QUESTION:
A motorboat going downstream overcame a raft at a point A; \tau = 60\rm \ min later it turned back and after some time passed the raft at a distance l = 6.0\rm \ km from the point A. Find the flow velocity assuming the duty of the engine to be constant.
To solve this problem, you must have an idea of Kinematics.
SOLUTION:
Let’s choose a coordinate system such that the x-axis is along the flow of the river and the x-y plane is the horizontal plane as shown in the video. Let B is a point at which the motorboat turned back towards the raft and C is a point which is at a distance l = 6.0\rm \ km from point A, where it passes the raft.
Given:
AC = l = 6\rm \ km and
the time taken by the motor boat to travel from point A to point C is \tau = 60\rm \ min = 1 \ hr
Let the flow velocity of the river with respect to the ground is u and the speed of the motorboat with respect to the river is v.
Since the raft will with the flow of the river so, the velocity of the raft with respect to the ground will be u.
The velocity of the motorboat with respect to the ground, while it is going downstream, will be v + u in a direction along the x-axis, and the velocity of the motorboat with respect to the ground while it going upstream will be v – u in a direction along the -x-axis.
Let the time taken by the motorboat to travel from point B to point C is \tau_{1}and the time taken by the raft to travel from point A to point C is \tau_{2}.
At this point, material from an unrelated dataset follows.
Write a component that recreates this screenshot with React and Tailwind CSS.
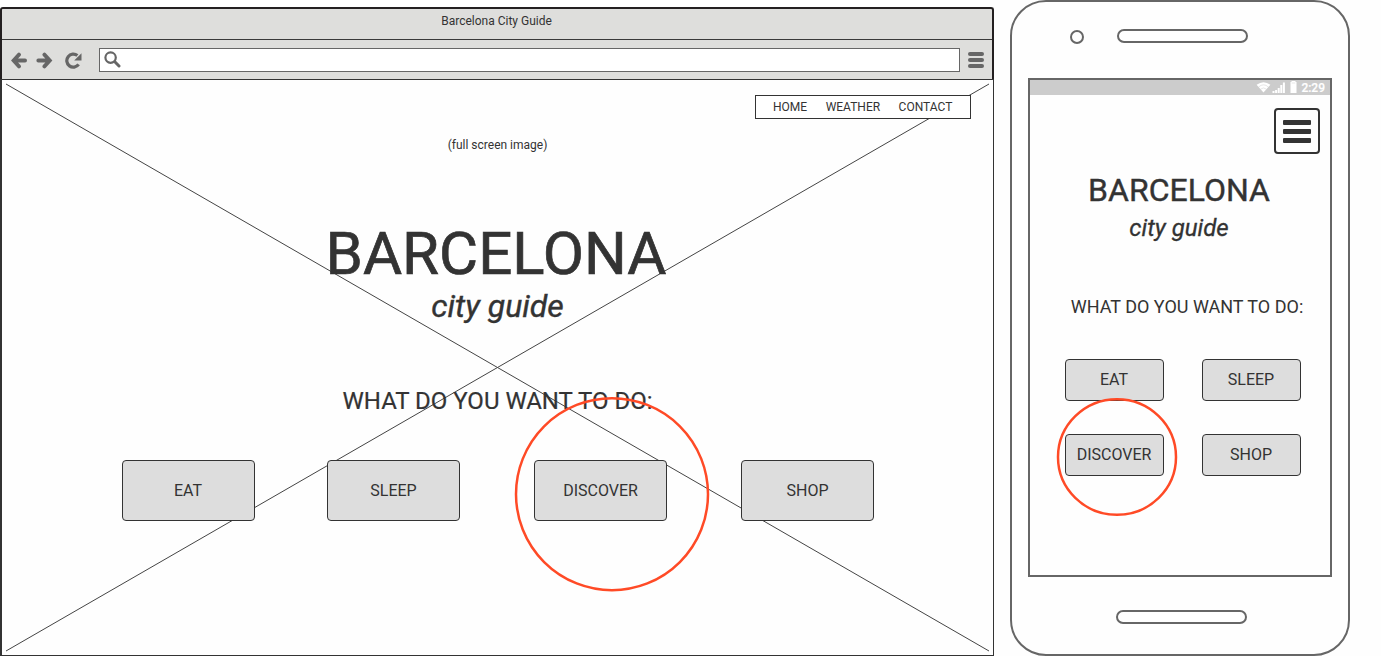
const DESKTOP_ACTIONS = [
  { label: "EAT", className: "pr-[1px]" },
  { label: "SLEEP", className: "ml-[72px]" },
  { label: "DISCOVER", className: "ml-[74px]" },
  { label: "SHOP", className: "ml-[74px]" },
];

const MOBILE_ACTIONS = ["EAT", "SLEEP", "DISCOVER", "SHOP"];

function BackIcon() {
  return (
    <svg width="17" height="17" viewBox="0 0 17 17" fill="none" stroke="#666" strokeWidth="3.800" strokeLinecap="round">
      <path d="M9 2.600 3.600 8.500 9 14.400M4 8.500H15.100" />
    </svg>
  );
}

function ForwardIcon() {
  return (
    <svg width="17" height="17" viewBox="0 0 17 17" fill="none" stroke="#666" strokeWidth="3.800" strokeLinecap="round">
      <path d="M8.400 2.600 13.800 8.500 8.400 14.400M13.400 8.500H2.300" />
    </svg>
  );
}

function ReloadIcon() {
  return (
    <svg width="17" height="17" viewBox="0 0 17 17" fill="none">
      <path d="M13.600 12.400A6.500 6.500 0 1 1 12.400 3.600" stroke="#666" strokeWidth="3.200" />
      <path d="M16.500 1.200V8.600H9.200Z" fill="#666" />
    </svg>
  );
}

function SearchIcon() {
  return (
    <svg width="17" height="17" viewBox="0 0 17 17" fill="none" stroke="#666">
      <circle cx="6.600" cy="6.600" r="5.200" strokeWidth="2.200" />
      <path d="M10.800 10.800 15 15" strokeWidth="3" strokeLinecap="round" />
    </svg>
  );
}

function StatusIcons() {
  return (
    <svg width="42" height="15" viewBox="0 0 42 15" fill="#fff">
      <path d="M0.600 4.800Q7.500-0.400 14.400 4.800L7.500 12.400Z" />
      <path d="M2.600 7Q7.500 2.600 12.400 7M4.600 9.200Q7.500 6.600 10.400 9.200" stroke="#ccc" strokeWidth="0.500" fill="none" />
      <path d="M16.500 11h2v2h-2zM19.100 10h2v3h-2zM21.700 8h2v5h-2zM24.300 5h2v8h-2zM26.900 2.500h2v10.500h-2z" />
      <path d="M35.500 2V1h4V2H40.500V13H34.500V2Z" />
      <path d="M35.700 3H39.300" stroke="#ccc" strokeWidth="0.500" />
    </svg>
  );
}

function BrowserWindow() {
  return (
    <div className="relative mt-[7px] flex h-[649px] w-[994px] flex-col">
      <div className="flex h-[72px] flex-col rounded-t-[3px] border-x-2 border-t-2 border-[#231f20] bg-[#dededc]">
        <div className="h-[31px] border-b border-[#3a3a3a] pr-[1px] text-center text-[12px] leading-[24px]">Barcelona City Guide</div>
        <div className="flex grow items-center pt-[1px] pl-[8px]">
          <BackIcon />
          <span className="w-[9px]" />
          <ForwardIcon />
          <span className="w-[12px]" />
          <ReloadIcon />
          <div className="mb-[1px] ml-[17px] flex h-[24px] w-[861px] items-center border border-[#666] bg-white pl-[4px]">
            <SearchIcon />
          </div>
          <div className="mb-[1px] ml-[8px] flex flex-col gap-[2px]">
            <span className="h-[4px] w-[16px] rounded-full bg-[#666]" />
            <span className="h-[4px] w-[16px] rounded-full bg-[#666]" />
            <span className="h-[4px] w-[16px] rounded-full bg-[#666]" />
          </div>
        </div>
      </div>
      <div className="relative flex grow flex-col items-center border border-l-2 border-[#333] bg-[#fefefe]">
        <svg className="absolute left-0 top-0" width="991" height="575" viewBox="2 80 991 575" stroke="#444" strokeWidth="1">
          <path d="M6 84 989 651M6 651 989 84" />
        </svg>
        <nav className="relative mt-[15px] mr-[22px] flex h-[24px] w-[216px] items-center self-end border border-[#333] bg-white pl-[17px] text-[12px]">
          <a>HOME</a>
          <a className="ml-[18.500px]">WEATHER</a>
          <a className="ml-[18.500px]">CONTACT</a>
        </nav>
        <p className="relative mt-[18px] text-[12px] leading-[16px]">(full screen image)</p>
        <h1 className="relative mt-[71px] pr-[3px] text-[60px] leading-[60px] [-webkit-text-stroke:0.7px_#333]">BARCELONA</h1>
        <p className="relative mt-[2px] text-[32px] leading-[40px] italic [-webkit-text-stroke:0.4px_#333]">city guide</p>
        <h2 className="relative mt-[60px] text-[24px] leading-[31px] [-webkit-text-stroke:0.2px_#333]">WHAT DO YOU WANT TO DO:</h2>
        <div className="relative mt-[43px] ml-[120px] flex self-start">
          {DESKTOP_ACTIONS.map((action) => (
            <button key={action.label} className={`h-[61px] w-[133px] rounded-[4px] border border-[#333] bg-[#ddd] text-[16px] ${action.className}`}>
              {action.label}
            </button>
          ))}
        </div>
      </div>
      <svg className="absolute left-[512px] top-[387px]" width="200" height="200" viewBox="512 394 200 200" fill="none" stroke="#ff4a26" strokeWidth="2.500">
        <circle cx="612" cy="494.200" r="96" />
      </svg>
    </div>
  );
}

function Phone() {
  return (
    <div className="relative ml-[16px] flex h-[656px] w-[340px] flex-col rounded-[36px] border-2 border-[#666] bg-[#fefefe]">
      <div className="flex h-[76px] items-start">
        <span className="mt-[28px] ml-[58px] h-[14px] w-[14px] rounded-full border-2 border-[#666]" />
        <span className="mt-[27px] ml-[33px] h-[14px] w-[131px] rounded-full border-2 border-[#666]" />
      </div>
      <div className="ml-[16px] flex h-[499px] w-[304px] flex-col border-2 border-[#666]">
        <div className="flex h-[15px] items-center justify-end bg-[#ccc] pr-[5px] text-[12px] font-medium text-white">
          <StatusIcons />
          <span className="ml-[3px] [-webkit-text-stroke:0.2px_#fff]">2:29</span>
        </div>
        <button className="mt-[13px] mr-[10px] flex h-[46px] w-[46px] flex-col items-center justify-center gap-[4px] self-end rounded-[4px] border-2 border-[#333]">
          <span className="h-[5px] w-[28px] rounded-[1px] bg-[#333]" />
          <span className="h-[5px] w-[28px] rounded-[1px] bg-[#333]" />
          <span className="h-[5px] w-[28px] rounded-[1px] bg-[#333]" />
        </button>
        <h1 className="mt-[18px] pr-[2px] text-center text-[32px] leading-[36px] [-webkit-text-stroke:0.4px_#333]">BARCELONA</h1>
        <p className="mt-[5px] pr-[2px] text-center text-[24px] leading-[31px] italic [-webkit-text-stroke:0.3px_#333]">city guide</p>
        <h2 className="mt-[51px] pl-[14px] text-center text-[18px] leading-[24px]">WHAT DO YOU WANT TO DO:</h2>
        <div className="mt-[40px] ml-[35px] grid w-[236px] grid-cols-2 gap-x-[38px] gap-y-[33px]">
          {MOBILE_ACTIONS.map((label) => (
            <button key={label} className="h-[42px] w-[99px] rounded-[4px] border border-[#333] bg-[#ddd] pr-[1px] text-[16px]">
              {label}
            </button>
          ))}
        </div>
      </div>
      <span className="mt-[33px] ml-[103.500px] h-[14px] w-[131px] rounded-full border-2 border-[#666]" />
      <svg className="absolute left-[43px] top-[393px]" width="124" height="124" viewBox="1055 395 124 124" fill="none" stroke="#ff4a26" strokeWidth="2.500">
        <ellipse cx="1117" cy="457" rx="59" ry="57.800" />
      </svg>
    </div>
  );
}

export default function App() {
  return (
    <main className="flex h-[656px] w-[1381px] overflow-hidden bg-[#fefefe] font-['Roboto',sans-serif] whitespace-nowrap text-[#333]">
      <BrowserWindow />
      <Phone />
    </main>
  );
}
From the diagram, we can write
\begin{aligned}AC &= AB – BC \ \ \ \ \ \ \ \ \ \ \ \ \ \ \ \ \ \ \ \ \ (1)\\\end{aligned}
Since the time taken by the raft to travel from point A to point C is equal to the time taken by the motorboat to travel from point A to point B plus the time taken by the motorboat to travel from point B to point C.
So, we can also write
\begin{aligned}\tau_{2}&= \tau + \tau_{1} \ \ \ \ \ \ \ \ \ \ \ \ \ \ \ \ \ \ \ \ \ (2)\\\end{aligned}
Since AC = l = u\tau_{2}, AB = (v+u) \tau and BC = (v-u)\tau_{1} so, from equation 2, we have
\begin{aligned}\dfrac{l}{u} &= \tau + \dfrac{BC}{v-u}\\\end{aligned}
From equation 1, we have BC = AB-AC, so the above equation becomes
\begin{aligned}\dfrac{l}{u} &= \tau + \dfrac{AB-AC}{v-u}\\\Rightarrow \dfrac{l}{u} &= \tau + \dfrac{(v+u) \tau – l}{v-u}\\\Rightarrow \dfrac{l}{u} &= \dfrac{2v\tau – l}{v-u}\\\Rightarrow vl-ul &= 2vu\tau – ul\\\Rightarrow u &= \dfrac{l}{2\tau} \\&= \dfrac{6\rm \ km}{2\times 1\rm \ hr}\\&= 3\rm \ km/h\\\end{aligned}
Therefore, the flow velocity of the river is;
u = 3\rm \ km/h